アタック状態でEGが"000H"に達した時、波形読み出しアドレスがループスタートポイント("SA"+"LSA")に達するよりも、

  1. 時間的に早かった場合
  2. 時間的に遅かった場合

アタック状態でEGが"000H"に達した時、波形読み出しアドレスがループスタートポイント("SA"+"LSA")に達するよりも、時間的に早かった場合(図4.9)
 この場合は、EGが先にMAXレベルに到達します(P.1)。しかし、波形読み出しアドレスがループスタートポイントに到達するまで次のセグメント(ディケイ1状態)に遷移することはできないので、EGはMAXレベルを保持し続けます。
 次に、波形読み出しアドレスがループスタートポイントに到達すると(P.2)、EGはディケイ1状態に遷移することになります。

図4.9 アタック状態からディケイ1への遷移(1)

図4.9 アタック状態からディケイ1への遷移(1)

アタック状態でEGが"000H"に達した時、波形読み出しアドレスがループスタートポイント("SA"+"LSA")に達するよりも、時間的に遅かった場合
 このパターンは、更に2つのパターンがあります。

パターン1
波形読み出しアドレスがループスタートポイントに到達し、この時点での"SCL"(EGレベル)が、"DL"(ディケイレベル)よりも大きい時(実際のEGの値で比較すると逆)(図4.10)
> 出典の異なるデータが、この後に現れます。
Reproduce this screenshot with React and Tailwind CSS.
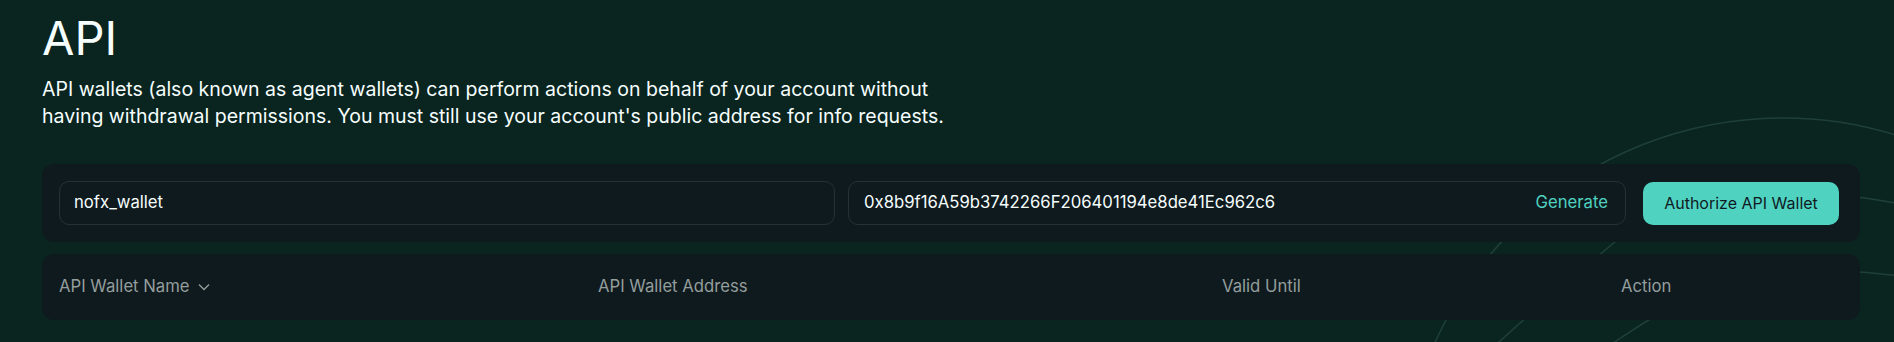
import React from "react";

function Globe() {
  return (
    <svg
      className="absolute inset-0 pointer-events-none"
      width="1894"
      height="342"
      viewBox="0 0 1894 342"
      fill="none"
    >
      <g stroke="#1f4039" strokeWidth="1.5">
        <circle cx="1783" cy="500" r="382" />
        <path d="M1700 175 Q1600 250 1488 352" />
        <path d="M1720 280 Q1660 310 1600 352" />
        <path d="M1840 195 Q1870 198 1900 204" />
        <path d="M1840 271 Q1870 272 1900 276" />
      </g>
    </svg>
  );
}

export default function App() {
  return (
    <div
      className="relative h-[342px] w-[1894px] overflow-hidden bg-[#0a2520] text-[#f6fefd]"
      style={{ fontFamily: "Inter, 'Noto Sans', sans-serif" }}
    >
      <Globe />
      <div className="relative flex flex-col pl-[42px] pr-[34px] pt-[11px]">
        <h1 className="text-[47px] leading-[54px] font-normal">API</h1>
        <p className="mt-[11px] whitespace-nowrap text-[19.5px] leading-[27px]">
          API wallets (also known as agent wallets) can perform actions on behalf of your account without
          <br />
          having withdrawal permissions. You must still use your account's public address for info requests.
        </p>

        <div className="mt-[34px] flex h-[78px] items-center rounded-[12px] bg-[#0f1a1f] pl-[17px] pr-[21px]">
          <div className="flex h-[44px] flex-1 items-center rounded-[10px] border border-[#273035] pl-[14px] pr-[16px] text-[16.7px]">
            nofx_wallet
          </div>
          <div className="ml-[13px] flex h-[44px] flex-1 items-center justify-between rounded-[10px] border border-[#273035] pl-[15px] pr-[17px] text-[16.7px]">
            <span>0x8b9f16A59b3742266F206401194e8de41Ec962c6</span>
            <span className="text-[#50d2c1]">Generate</span>
          </div>
          <button className="ml-[17px] flex h-[43px] w-[196px] items-center justify-center rounded-[10px] bg-[#50d2c1] text-[16px] text-[#0f1a1f]">
            Authorize API Wallet
          </button>
        </div>

        <div className="mt-[12px] grid h-[66px] grid-cols-[539px_624px_399px_1fr] items-center rounded-[12px] bg-[#0f1a1f] pl-[17px] pr-[21px] text-[16.7px] text-[#949e9c]">
          <div className="flex items-center gap-[8px]">
            <span>API Wallet Name</span>
            <svg width="12" height="8" viewBox="0 0 12 8" fill="none">
              <path d="M1 1.5 L6 6.5 L11 1.5" stroke="#949e9c" strokeWidth="1.3" />
            </svg>
          </div>
          <div>API Wallet Address</div>
          <div>Valid Until</div>
          <div>Action</div>
        </div>
      </div>
    </div>
  );
}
図4.10 アタック状態からディケイ1への遷移(2)

図4.10 アタック状態からディケイ1への遷移(2)

 波形読み出しアドレスがループスタートポイントに到達した後、EGはディケイ1状態に遷移します(P.1)。次にEGの値がDL(ディケイレベル)に到達すると、ディケイ2状態に遷移します(P.2)。

パターン2
波形読み出しアドレスがループスタートポイントに到達し、この時点での"SCL" (EGレベル)が、"DL"(ディケイレベル)よりも小さい時(実際のEGの値で比較すると逆)(図4.11)

図4.11 アタック状態からディケイ1への遷移(3)

 波形読み出しアドレスがループスタートポイントに到達した後、EGはディケイ1 状態に遷移します(P.1)。その後はEGの値は"DL"(ディケイレベル)に到達すること はないので、ディケイ2状態に遷移することなく、レベル0(EGの値としては"3FFH") を保持し続けます。